| DATA IN THIS EXERCISE |
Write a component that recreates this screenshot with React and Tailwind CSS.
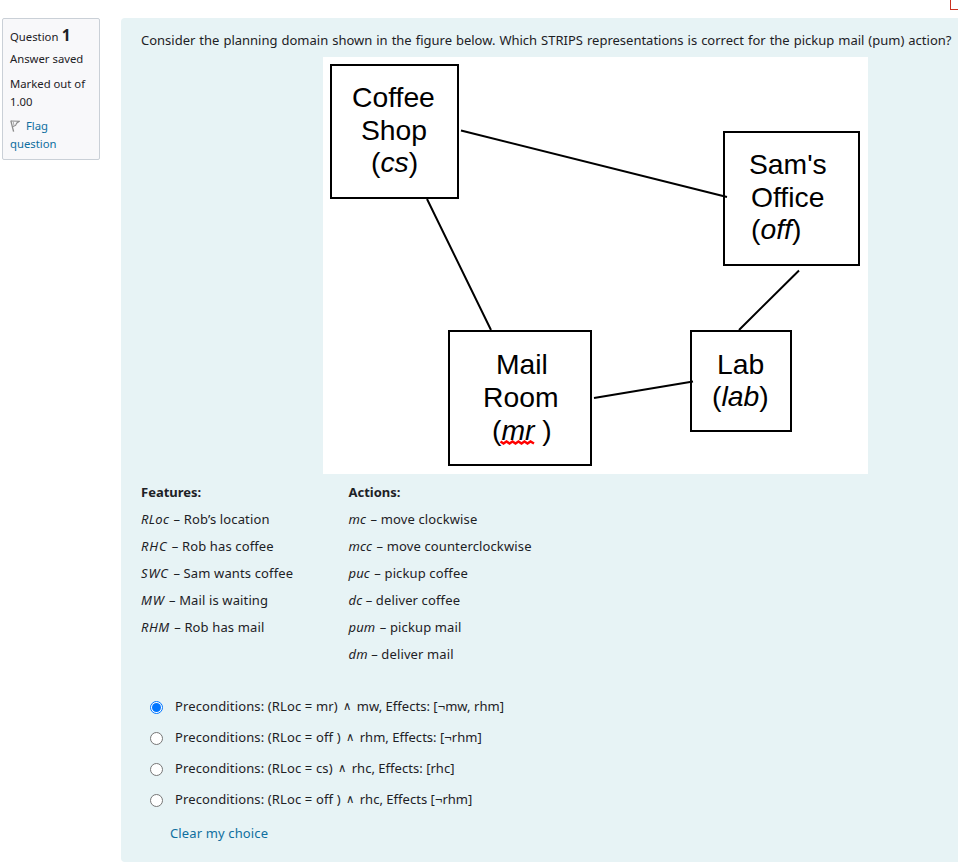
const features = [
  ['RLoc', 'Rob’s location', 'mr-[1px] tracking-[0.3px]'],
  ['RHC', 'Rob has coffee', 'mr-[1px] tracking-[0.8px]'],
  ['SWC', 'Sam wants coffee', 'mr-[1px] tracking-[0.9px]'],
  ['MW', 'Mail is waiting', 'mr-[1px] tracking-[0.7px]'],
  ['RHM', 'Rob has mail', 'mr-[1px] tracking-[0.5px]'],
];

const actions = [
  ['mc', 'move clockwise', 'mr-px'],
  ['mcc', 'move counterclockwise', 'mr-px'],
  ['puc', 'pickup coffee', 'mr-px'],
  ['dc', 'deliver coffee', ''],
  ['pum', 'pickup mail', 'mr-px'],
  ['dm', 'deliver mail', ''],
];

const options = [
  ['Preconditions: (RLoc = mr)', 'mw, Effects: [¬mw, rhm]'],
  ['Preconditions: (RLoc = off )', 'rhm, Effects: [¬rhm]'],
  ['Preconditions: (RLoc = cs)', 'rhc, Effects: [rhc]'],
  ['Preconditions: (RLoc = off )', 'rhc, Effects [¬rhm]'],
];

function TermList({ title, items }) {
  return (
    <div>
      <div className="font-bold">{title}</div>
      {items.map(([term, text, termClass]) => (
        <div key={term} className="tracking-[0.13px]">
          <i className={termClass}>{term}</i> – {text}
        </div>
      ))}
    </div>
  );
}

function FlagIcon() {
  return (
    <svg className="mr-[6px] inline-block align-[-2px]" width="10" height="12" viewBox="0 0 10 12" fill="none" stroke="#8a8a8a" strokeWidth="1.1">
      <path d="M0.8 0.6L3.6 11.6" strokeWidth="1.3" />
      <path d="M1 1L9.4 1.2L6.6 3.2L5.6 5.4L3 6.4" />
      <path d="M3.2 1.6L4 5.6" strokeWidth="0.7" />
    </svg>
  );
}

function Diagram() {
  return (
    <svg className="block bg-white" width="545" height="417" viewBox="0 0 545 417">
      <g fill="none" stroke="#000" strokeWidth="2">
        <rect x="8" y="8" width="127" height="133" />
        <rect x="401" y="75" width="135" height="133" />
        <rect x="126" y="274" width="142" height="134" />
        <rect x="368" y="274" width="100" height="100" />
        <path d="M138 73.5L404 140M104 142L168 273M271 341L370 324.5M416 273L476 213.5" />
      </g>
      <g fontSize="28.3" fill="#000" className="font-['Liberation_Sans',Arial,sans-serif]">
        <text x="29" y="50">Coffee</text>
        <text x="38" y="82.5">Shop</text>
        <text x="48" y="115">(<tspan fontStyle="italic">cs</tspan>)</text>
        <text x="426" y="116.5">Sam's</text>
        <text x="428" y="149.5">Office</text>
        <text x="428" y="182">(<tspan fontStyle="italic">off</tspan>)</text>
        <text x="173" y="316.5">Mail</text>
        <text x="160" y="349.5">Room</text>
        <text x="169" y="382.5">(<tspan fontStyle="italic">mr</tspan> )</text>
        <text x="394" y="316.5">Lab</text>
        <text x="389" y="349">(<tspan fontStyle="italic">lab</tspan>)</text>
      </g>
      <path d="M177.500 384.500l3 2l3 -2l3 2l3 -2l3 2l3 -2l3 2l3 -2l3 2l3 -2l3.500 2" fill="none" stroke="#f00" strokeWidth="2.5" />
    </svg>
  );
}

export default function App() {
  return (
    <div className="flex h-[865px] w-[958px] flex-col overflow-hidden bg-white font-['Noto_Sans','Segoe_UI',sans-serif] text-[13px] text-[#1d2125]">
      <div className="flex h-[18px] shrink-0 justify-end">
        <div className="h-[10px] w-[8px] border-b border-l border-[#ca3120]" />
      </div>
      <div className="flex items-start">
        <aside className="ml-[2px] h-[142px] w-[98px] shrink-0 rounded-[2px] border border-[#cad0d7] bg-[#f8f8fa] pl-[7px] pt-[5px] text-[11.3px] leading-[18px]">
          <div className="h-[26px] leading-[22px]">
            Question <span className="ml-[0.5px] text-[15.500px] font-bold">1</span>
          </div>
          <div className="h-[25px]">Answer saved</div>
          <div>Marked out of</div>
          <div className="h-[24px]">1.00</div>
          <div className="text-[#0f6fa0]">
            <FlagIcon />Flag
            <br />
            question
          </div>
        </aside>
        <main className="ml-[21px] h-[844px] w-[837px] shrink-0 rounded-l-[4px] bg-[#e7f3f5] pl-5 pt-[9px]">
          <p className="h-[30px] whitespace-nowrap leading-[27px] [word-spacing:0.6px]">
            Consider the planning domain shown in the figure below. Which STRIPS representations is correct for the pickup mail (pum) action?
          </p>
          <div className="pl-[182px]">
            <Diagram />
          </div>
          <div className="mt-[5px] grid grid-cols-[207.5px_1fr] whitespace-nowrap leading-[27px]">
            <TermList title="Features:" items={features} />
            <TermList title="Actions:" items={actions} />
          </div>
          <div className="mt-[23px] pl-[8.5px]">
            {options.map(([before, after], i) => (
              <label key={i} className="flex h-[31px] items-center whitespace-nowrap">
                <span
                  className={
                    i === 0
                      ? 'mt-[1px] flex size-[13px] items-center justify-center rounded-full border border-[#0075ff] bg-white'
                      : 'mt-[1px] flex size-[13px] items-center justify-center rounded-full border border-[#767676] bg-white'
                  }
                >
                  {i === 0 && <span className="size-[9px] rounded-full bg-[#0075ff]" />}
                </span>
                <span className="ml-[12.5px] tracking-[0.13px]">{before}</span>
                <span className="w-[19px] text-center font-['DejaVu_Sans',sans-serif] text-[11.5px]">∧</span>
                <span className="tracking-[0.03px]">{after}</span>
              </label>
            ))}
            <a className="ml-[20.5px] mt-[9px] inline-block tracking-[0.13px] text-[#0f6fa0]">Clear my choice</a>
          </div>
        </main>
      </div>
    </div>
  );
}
--
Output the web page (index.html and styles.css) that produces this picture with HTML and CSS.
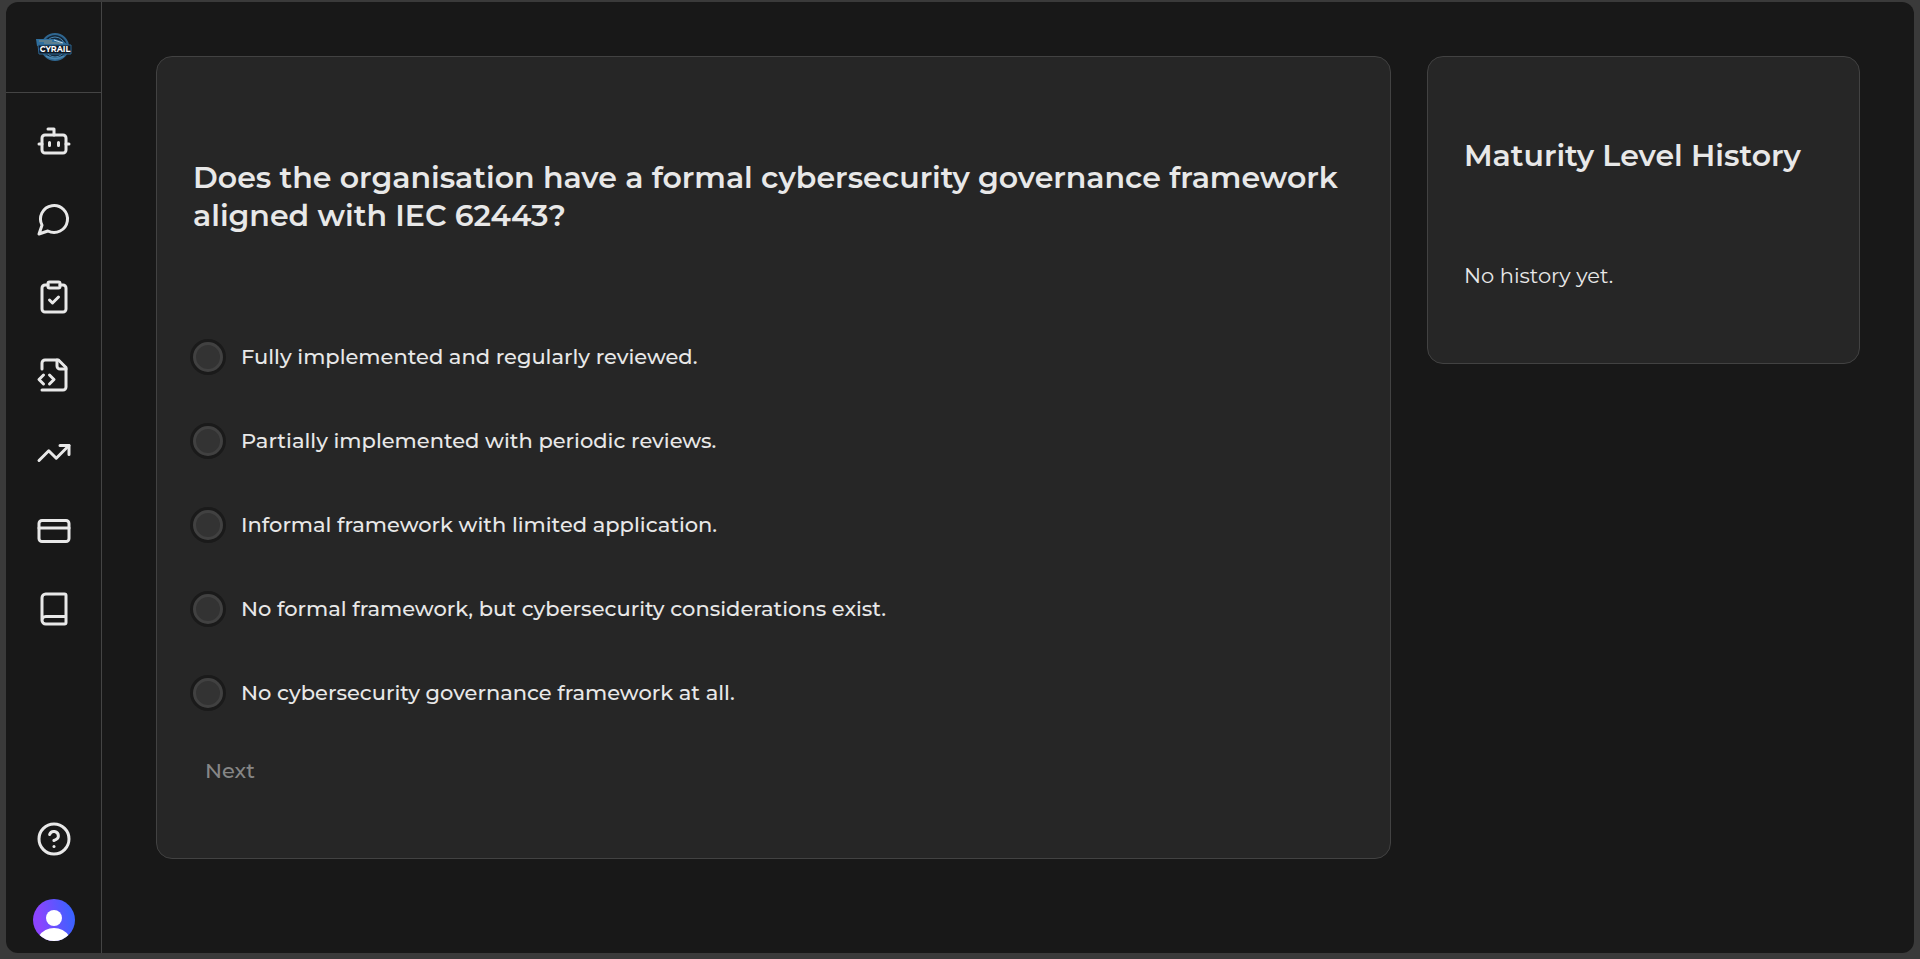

| AIM |
Go through the records and gather the lines that hold "with".

| ANSWER IN FULL |
Write a component that recreates this screenshot with React and Tailwind CSS.
Output the web page (index.html and styles.css) that produces this picture with HTML and CSS.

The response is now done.